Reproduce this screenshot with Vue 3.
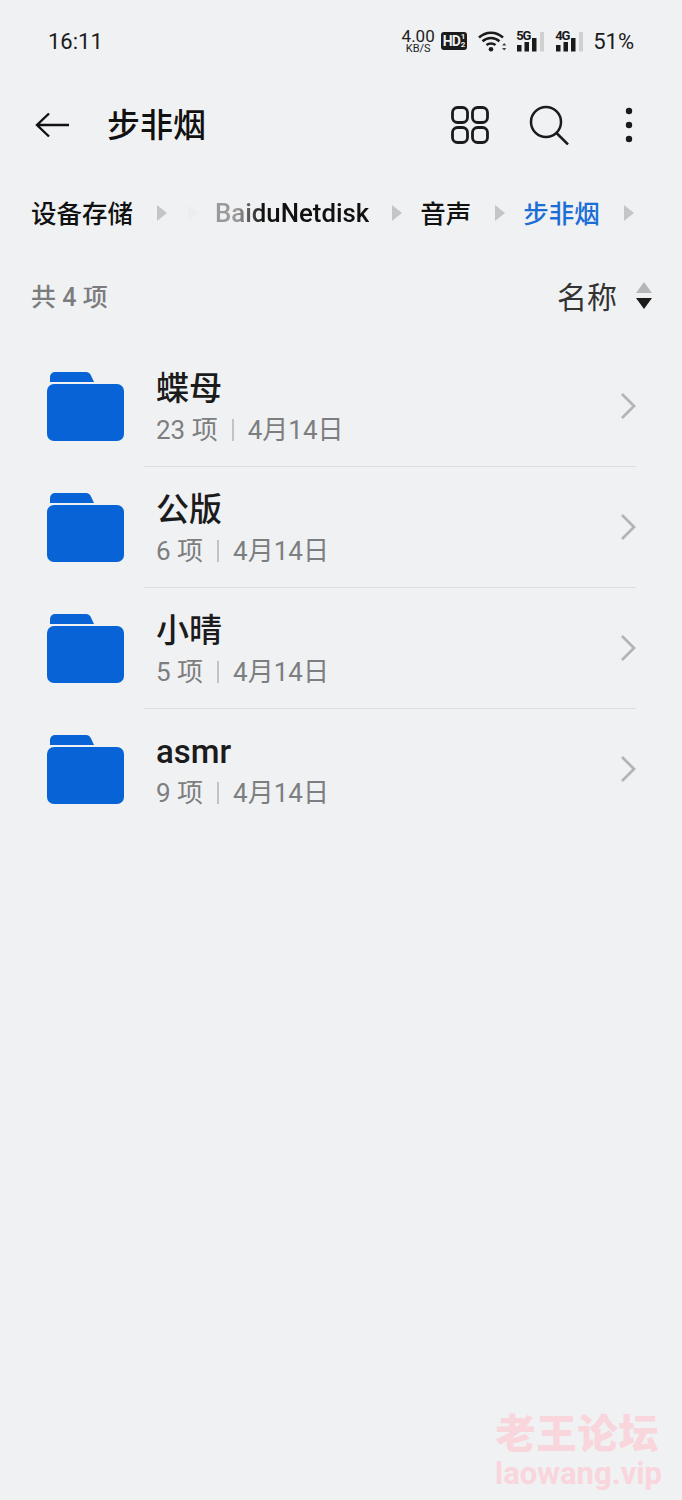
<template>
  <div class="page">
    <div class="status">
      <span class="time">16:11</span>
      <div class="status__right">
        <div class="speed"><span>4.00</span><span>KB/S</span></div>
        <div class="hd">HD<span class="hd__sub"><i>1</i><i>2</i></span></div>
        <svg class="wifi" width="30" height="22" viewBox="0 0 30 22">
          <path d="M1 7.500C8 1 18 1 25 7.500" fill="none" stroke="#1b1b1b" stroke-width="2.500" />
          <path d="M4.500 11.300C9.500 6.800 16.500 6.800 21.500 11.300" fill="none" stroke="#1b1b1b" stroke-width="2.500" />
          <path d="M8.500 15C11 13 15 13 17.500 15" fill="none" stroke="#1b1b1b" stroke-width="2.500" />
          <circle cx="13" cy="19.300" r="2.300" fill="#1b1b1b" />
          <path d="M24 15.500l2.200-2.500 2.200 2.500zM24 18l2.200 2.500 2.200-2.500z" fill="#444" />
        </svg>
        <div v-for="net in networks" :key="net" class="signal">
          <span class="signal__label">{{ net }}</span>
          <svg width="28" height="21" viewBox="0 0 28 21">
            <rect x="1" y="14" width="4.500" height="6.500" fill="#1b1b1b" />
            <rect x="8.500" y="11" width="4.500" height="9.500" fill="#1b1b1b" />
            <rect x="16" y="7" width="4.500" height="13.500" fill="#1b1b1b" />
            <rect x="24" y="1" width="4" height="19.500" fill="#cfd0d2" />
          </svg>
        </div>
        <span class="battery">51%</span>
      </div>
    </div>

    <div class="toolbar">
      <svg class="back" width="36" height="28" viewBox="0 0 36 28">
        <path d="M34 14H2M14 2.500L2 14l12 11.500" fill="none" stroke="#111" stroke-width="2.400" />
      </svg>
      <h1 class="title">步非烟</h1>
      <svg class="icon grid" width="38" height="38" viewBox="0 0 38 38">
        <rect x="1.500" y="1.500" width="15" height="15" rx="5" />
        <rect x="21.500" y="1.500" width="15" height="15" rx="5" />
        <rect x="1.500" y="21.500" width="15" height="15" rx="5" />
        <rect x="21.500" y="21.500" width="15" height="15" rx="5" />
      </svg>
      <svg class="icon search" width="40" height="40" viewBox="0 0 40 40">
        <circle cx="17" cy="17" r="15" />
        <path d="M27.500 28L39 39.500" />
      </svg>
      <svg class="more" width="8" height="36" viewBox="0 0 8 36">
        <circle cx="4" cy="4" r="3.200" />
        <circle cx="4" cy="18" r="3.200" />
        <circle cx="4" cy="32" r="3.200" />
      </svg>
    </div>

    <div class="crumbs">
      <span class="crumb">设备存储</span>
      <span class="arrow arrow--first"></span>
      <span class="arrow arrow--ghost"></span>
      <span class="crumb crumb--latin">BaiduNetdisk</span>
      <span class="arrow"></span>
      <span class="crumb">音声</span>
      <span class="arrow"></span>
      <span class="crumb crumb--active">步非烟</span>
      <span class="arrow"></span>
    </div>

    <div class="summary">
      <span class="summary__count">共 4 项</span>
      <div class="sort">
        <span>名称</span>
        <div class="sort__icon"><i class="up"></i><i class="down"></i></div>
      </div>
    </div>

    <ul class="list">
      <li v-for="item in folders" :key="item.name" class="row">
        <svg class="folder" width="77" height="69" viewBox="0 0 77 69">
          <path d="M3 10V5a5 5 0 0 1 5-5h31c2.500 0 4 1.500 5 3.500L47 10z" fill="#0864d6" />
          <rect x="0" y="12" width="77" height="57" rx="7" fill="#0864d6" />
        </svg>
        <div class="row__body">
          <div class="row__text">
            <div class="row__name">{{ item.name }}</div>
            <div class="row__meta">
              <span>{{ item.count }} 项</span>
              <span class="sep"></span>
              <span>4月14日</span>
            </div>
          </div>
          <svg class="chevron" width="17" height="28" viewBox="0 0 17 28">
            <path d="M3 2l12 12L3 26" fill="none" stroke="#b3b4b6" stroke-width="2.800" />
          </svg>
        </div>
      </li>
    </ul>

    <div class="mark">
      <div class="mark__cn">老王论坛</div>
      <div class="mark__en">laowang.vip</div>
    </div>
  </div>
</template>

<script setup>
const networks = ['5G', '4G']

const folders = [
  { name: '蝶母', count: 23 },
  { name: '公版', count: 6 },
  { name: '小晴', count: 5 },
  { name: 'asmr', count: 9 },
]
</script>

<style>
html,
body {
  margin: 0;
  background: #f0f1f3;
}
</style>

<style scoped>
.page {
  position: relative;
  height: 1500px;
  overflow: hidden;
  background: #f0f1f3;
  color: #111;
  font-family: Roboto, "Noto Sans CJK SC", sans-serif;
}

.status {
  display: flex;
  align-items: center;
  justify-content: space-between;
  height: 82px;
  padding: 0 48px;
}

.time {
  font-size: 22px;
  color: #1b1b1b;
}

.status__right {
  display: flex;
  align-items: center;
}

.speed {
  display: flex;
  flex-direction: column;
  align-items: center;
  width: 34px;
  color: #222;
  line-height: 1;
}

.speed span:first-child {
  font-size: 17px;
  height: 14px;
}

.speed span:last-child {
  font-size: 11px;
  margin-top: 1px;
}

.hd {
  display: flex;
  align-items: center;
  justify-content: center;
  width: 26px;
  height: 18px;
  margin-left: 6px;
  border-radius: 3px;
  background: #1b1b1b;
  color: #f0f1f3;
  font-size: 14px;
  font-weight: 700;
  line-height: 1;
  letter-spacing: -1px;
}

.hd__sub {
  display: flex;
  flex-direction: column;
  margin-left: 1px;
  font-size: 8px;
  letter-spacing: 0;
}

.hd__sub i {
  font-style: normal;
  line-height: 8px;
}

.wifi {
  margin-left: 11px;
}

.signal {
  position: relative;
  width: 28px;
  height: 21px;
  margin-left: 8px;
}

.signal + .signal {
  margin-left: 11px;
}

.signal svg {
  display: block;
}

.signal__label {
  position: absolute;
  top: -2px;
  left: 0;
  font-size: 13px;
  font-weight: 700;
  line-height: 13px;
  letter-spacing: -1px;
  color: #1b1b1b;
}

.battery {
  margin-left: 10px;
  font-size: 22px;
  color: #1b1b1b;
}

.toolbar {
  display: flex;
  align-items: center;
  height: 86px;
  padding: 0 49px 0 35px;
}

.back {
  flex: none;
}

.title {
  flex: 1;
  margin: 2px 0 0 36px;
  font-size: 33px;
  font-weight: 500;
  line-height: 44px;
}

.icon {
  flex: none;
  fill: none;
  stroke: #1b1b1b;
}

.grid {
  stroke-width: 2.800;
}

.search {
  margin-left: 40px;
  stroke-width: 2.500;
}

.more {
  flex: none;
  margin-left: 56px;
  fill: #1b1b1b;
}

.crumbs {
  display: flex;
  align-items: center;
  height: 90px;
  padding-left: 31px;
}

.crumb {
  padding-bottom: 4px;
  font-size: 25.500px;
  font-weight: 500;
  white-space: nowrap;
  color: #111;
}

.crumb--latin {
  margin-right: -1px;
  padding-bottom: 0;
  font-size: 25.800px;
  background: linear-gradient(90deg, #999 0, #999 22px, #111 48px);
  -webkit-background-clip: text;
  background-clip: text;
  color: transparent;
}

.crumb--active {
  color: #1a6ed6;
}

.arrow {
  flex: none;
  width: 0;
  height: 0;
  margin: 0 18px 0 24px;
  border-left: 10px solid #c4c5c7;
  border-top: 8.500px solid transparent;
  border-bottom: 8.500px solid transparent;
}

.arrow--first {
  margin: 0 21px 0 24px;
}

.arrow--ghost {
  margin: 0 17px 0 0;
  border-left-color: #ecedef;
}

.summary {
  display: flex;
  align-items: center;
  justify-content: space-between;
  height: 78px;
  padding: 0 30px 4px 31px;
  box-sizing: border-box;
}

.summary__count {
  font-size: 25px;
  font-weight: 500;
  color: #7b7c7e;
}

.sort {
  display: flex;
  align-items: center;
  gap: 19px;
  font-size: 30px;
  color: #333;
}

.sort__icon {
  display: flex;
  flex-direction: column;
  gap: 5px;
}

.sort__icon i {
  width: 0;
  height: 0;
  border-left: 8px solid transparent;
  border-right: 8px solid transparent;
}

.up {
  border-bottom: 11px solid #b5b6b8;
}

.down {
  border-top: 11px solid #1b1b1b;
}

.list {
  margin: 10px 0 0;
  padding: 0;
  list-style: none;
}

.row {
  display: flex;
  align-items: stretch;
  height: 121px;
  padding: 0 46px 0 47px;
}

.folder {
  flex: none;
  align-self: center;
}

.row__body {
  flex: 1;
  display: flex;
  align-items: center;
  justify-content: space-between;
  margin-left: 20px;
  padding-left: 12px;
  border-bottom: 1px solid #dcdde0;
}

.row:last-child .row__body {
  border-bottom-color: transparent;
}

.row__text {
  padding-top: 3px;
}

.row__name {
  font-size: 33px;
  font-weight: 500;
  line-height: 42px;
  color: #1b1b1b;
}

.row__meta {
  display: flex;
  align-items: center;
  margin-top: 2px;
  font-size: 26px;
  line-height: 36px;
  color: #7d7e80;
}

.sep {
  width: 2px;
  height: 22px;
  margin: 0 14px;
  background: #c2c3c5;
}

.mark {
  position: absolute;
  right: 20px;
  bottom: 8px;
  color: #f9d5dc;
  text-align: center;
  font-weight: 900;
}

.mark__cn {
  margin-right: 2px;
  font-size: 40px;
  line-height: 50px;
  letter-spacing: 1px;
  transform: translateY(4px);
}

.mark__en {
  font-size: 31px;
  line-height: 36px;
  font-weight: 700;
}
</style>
--
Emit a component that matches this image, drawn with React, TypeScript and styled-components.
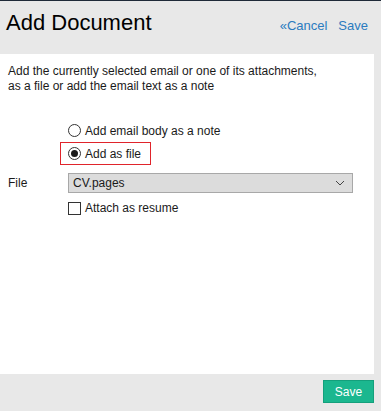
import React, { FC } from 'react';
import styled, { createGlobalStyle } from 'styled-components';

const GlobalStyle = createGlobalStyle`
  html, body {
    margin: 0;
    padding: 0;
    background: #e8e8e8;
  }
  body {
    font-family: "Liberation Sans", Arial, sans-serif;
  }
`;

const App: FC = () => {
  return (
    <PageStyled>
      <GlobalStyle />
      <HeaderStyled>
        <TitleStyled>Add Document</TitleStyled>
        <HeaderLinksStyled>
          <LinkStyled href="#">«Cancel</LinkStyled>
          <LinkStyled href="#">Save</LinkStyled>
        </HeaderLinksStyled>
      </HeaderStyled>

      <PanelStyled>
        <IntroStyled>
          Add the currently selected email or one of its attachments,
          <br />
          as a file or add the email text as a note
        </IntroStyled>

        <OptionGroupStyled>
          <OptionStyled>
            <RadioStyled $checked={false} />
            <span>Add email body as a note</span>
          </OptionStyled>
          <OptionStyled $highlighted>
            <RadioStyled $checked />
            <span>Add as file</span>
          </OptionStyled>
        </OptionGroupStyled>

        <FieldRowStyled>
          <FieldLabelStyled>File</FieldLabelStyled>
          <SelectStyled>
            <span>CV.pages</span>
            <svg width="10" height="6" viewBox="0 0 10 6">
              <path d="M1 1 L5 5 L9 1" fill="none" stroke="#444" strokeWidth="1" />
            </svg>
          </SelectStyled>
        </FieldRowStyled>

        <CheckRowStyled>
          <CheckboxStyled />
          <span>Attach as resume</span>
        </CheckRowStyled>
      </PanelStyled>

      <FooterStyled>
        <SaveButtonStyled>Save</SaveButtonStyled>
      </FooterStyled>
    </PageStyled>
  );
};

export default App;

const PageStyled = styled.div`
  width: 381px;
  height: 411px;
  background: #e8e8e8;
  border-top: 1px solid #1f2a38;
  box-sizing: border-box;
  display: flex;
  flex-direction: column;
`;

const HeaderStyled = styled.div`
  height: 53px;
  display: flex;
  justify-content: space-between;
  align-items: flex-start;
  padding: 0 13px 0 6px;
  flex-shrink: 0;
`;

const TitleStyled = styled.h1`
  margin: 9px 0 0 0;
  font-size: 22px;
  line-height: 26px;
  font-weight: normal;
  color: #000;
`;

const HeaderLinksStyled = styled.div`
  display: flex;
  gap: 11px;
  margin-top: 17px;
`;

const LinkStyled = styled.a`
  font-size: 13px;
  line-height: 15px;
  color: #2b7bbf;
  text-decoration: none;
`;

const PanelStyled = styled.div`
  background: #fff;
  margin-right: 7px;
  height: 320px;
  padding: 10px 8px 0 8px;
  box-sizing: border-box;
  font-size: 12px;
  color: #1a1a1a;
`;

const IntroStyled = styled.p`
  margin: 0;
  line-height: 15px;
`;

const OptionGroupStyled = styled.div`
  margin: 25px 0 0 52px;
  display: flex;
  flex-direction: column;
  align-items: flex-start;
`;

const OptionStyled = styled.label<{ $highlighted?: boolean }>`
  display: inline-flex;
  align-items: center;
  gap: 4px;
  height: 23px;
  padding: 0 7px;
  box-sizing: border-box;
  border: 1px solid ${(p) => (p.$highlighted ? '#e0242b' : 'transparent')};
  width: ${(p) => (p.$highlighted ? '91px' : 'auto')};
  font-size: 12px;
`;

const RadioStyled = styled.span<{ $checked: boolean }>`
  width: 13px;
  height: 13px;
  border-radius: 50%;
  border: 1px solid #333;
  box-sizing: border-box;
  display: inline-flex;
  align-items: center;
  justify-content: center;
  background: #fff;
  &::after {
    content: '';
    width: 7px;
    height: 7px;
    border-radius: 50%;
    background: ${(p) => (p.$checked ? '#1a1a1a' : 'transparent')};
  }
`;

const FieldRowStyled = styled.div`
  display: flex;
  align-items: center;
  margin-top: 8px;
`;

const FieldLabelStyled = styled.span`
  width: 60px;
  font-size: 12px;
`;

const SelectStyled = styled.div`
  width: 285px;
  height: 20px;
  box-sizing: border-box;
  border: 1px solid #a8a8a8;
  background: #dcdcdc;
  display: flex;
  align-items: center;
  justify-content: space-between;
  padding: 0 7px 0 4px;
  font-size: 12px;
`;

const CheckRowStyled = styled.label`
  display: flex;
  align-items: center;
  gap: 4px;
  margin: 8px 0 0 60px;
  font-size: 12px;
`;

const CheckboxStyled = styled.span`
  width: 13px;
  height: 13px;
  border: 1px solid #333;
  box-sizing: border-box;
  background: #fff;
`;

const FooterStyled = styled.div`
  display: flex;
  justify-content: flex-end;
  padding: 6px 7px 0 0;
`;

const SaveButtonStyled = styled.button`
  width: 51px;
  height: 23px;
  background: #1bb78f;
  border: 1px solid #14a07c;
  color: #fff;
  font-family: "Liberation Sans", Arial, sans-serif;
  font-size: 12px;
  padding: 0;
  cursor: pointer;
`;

**WHAT YOU NEED TO DO**
Copy only what runs above from the line containing "Emit a component" through the line containing "export default App;", exactly. Leave out the pictures.

**PROBLEM SOLUTION**
Emit a component that matches this image, drawn with React, TypeScript and styled-components.
import React, { FC } from 'react';
import styled, { createGlobalStyle } from 'styled-components';

const GlobalStyle = createGlobalStyle`
  html, body {
    margin: 0;
    padding: 0;
    background: #e8e8e8;
  }
  body {
    font-family: "Liberation Sans", Arial, sans-serif;
  }
`;

const App: FC = () => {
  return (
    <PageStyled>
      <GlobalStyle />
      <HeaderStyled>
        <TitleStyled>Add Document</TitleStyled>
        <HeaderLinksStyled>
          <LinkStyled href="#">«Cancel</LinkStyled>
          <LinkStyled href="#">Save</LinkStyled>
        </HeaderLinksStyled>
      </HeaderStyled>

      <PanelStyled>
        <IntroStyled>
          Add the currently selected email or one of its attachments,
          <br />
          as a file or add the email text as a note
        </IntroStyled>

        <OptionGroupStyled>
          <OptionStyled>
            <RadioStyled $checked={false} />
            <span>Add email body as a note</span>
          </OptionStyled>
          <OptionStyled $highlighted>
            <RadioStyled $checked />
            <span>Add as file</span>
          </OptionStyled>
        </OptionGroupStyled>

        <FieldRowStyled>
          <FieldLabelStyled>File</FieldLabelStyled>
          <SelectStyled>
            <span>CV.pages</span>
            <svg width="10" height="6" viewBox="0 0 10 6">
              <path d="M1 1 L5 5 L9 1" fill="none" stroke="#444" strokeWidth="1" />
            </svg>
          </SelectStyled>
        </FieldRowStyled>

        <CheckRowStyled>
          <CheckboxStyled />
          <span>Attach as resume</span>
        </CheckRowStyled>
      </PanelStyled>

      <FooterStyled>
        <SaveButtonStyled>Save</SaveButtonStyled>
      </FooterStyled>
    </PageStyled>
  );
};

export default App;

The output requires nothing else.